For allegedly engaging in acts considered criminal conspiracy against the interest of Nigerians, a lawyer on Tuesday asked the Federal Government to sanction officials of the Nigerian Communications Commission (NCC) and MTN Nigeria for criminal breach of trust.
In a petition to the Attorney General of the Federation, entitled “Unlawful & Criminal Reduction of Fine Payable to Nigeria: The Role of NCC and MTN Nigeria,” an Abuja-based legal practitioner, Timipa Okponipere of First Law Solicitors, called for the two organisations to be investigated and criminal proceedings initiated against them.
Mr. Okponipere, who has already filed a suit against the two organisations at the Federal High Court, Abuja, seeking the enforcement of the fundamental rights of Nigerians in the MTN fine saga, said if the government failed to act on or before December 31, 2015, he would have no option than to take legal actions to compel it to do so.
The lawyer also threatened to refer the matter to the International Criminal Court of Justice at the Hague if the Nigerian government failed to sanction the duo for alleged unlawful and criminal activities he described as conspiracy against Nigerians.
Following the refusal of MTN Nigeria to remove over 5.1 million unregistered telephone subscribers from its network as directed by the NCC, a fine of N1.04 trillion was imposed on the telecoms firm, payable on or before November 16, 2015.
Further sanctions were to be taken against the telecoms firm if it failed to meet the payment deadline.
But, following pressures within and outside Nigeria, the NCC, on December 2, 2015, wrote to MTN to inform it of the decision to reduce the fine by 35 per cent to N674 billion payable by December 31, 2015.
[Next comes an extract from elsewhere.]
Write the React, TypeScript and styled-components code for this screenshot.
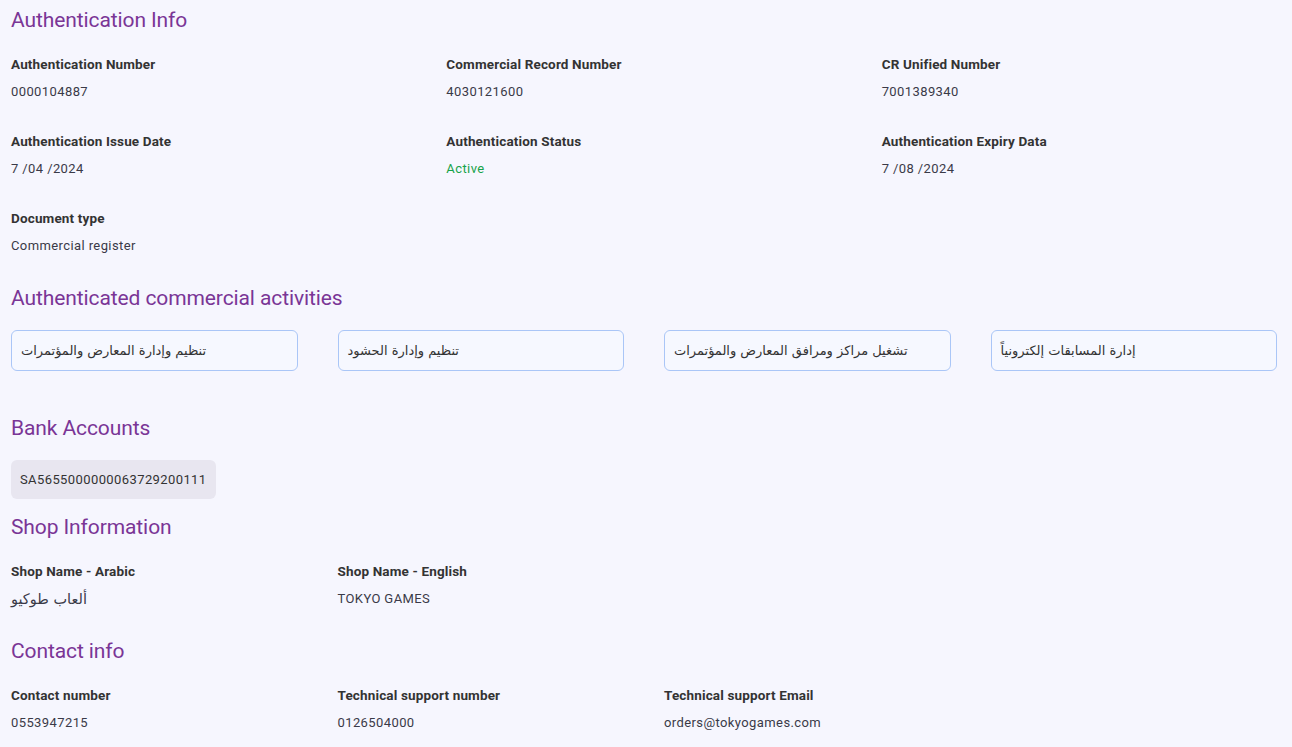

However, less than 24 hours later, NCC issued another letter on December 3, 2015 indicating that the reduction in the fine was by 25 per cent to N780 billion.
The NCC claimed the previous letter contained typographical errors.
Regardless, Mr. Okponipere accused the MTN of not taking the fine seriously all along as it had always treated it as a joke.
“Aside from repeatedly defaulting in payment of the fine, they (MTN) have also been engaging in acts of negotiation and re-negotiation of the fine, to the utter detriment of Nigerians,” Mr. Okponipere said.
Noting that the negotiations by MTN, which culminated in the latest reduction of the fine by NCC constituted a breach of sections of some Nigerian laws.
The two letters by NCC conveying its decision to reduce the fine to MTN, Mr. Okponipere pointed out, breached Sections 123 and 124 of the Penal Code Act, as it “wilfully misled the Nigerian and international public.”
While Section 123 of the PCA dwells on a public officer disobeying the direction of the law with intent to cause injury, or to save a person from punishment or property from forfeiture, Section 124 dwells on a public officer framing incorrect document with intent to cause injury.
The December 2 and 3 letters by the NCC to MTN, Mr. Okponipere said “embarrassed Nigeria and caused confusion, not only in MTN, but also throughout the world.”
“It is an act of criminality, which we believe must be met with firm and decisive action by the Federal Government of Nigeria,” Mr. Okponipere said.
On its part, the lawyer said the MTN, which has been a beneficiary of a GSM operating license since 2001 has grown to become Africa’s biggest and most successful telecoms provider, breached the trust of Nigerians by wilfully defaulting to pay the fine.
He said both NCC and MTN committed crimes against humanity by their conducts, which constituted “intentional and severe deprivation of fundamental rights and persecution of Nigerians,” Mr. Okponipere stated.
“Indeed, the combined activities of NCC and MTN with regard to the fine reduction saga has foisted a sense of denial of fundamental rights and persecution of Nigerians,” he said.